Omit all images. Transcribe the rest of the material below exactly.

>> Start Provided data

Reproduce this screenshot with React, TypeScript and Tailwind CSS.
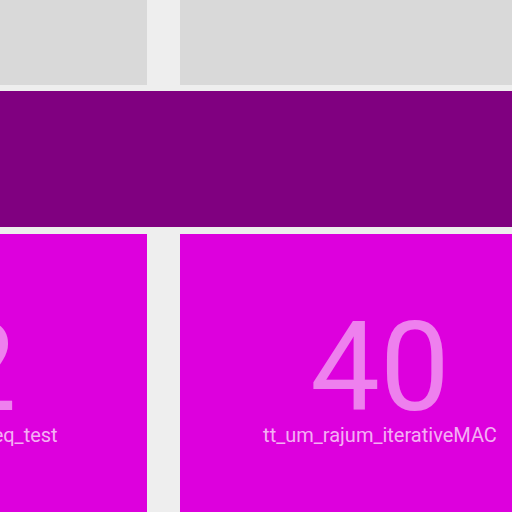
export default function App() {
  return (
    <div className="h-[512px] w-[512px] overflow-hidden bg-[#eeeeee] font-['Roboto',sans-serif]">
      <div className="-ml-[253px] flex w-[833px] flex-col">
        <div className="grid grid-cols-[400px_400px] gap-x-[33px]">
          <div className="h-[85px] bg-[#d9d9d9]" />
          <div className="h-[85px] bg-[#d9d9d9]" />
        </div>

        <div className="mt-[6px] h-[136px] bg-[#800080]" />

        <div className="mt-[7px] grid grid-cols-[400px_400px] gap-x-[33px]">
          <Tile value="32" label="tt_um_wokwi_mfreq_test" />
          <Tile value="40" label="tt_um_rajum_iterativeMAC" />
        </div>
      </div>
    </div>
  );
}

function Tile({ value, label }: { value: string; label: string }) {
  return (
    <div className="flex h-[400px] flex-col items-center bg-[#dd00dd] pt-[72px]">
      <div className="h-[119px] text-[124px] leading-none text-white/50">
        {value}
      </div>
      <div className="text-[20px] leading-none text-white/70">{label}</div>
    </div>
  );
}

>> End Provided data

### Output for this task
Reproduce this screenshot with React, TypeScript and Tailwind CSS.
export default function App() {
  return (
    <div className="h-[512px] w-[512px] overflow-hidden bg-[#eeeeee] font-['Roboto',sans-serif]">
      <div className="-ml-[253px] flex w-[833px] flex-col">
        <div className="grid grid-cols-[400px_400px] gap-x-[33px]">
          <div className="h-[85px] bg-[#d9d9d9]" />
          <div className="h-[85px] bg-[#d9d9d9]" />
        </div>

        <div className="mt-[6px] h-[136px] bg-[#800080]" />

        <div className="mt-[7px] grid grid-cols-[400px_400px] gap-x-[33px]">
          <Tile value="32" label="tt_um_wokwi_mfreq_test" />
          <Tile value="40" label="tt_um_rajum_iterativeMAC" />
        </div>
      </div>
    </div>
  );
}

function Tile({ value, label }: { value: string; label: string }) {
  return (
    <div className="flex h-[400px] flex-col items-center bg-[#dd00dd] pt-[72px]">
      <div className="h-[119px] text-[124px] leading-none text-white/50">
        {value}
      </div>
      <div className="text-[20px] leading-none text-white/70">{label}</div>
    </div>
  );
}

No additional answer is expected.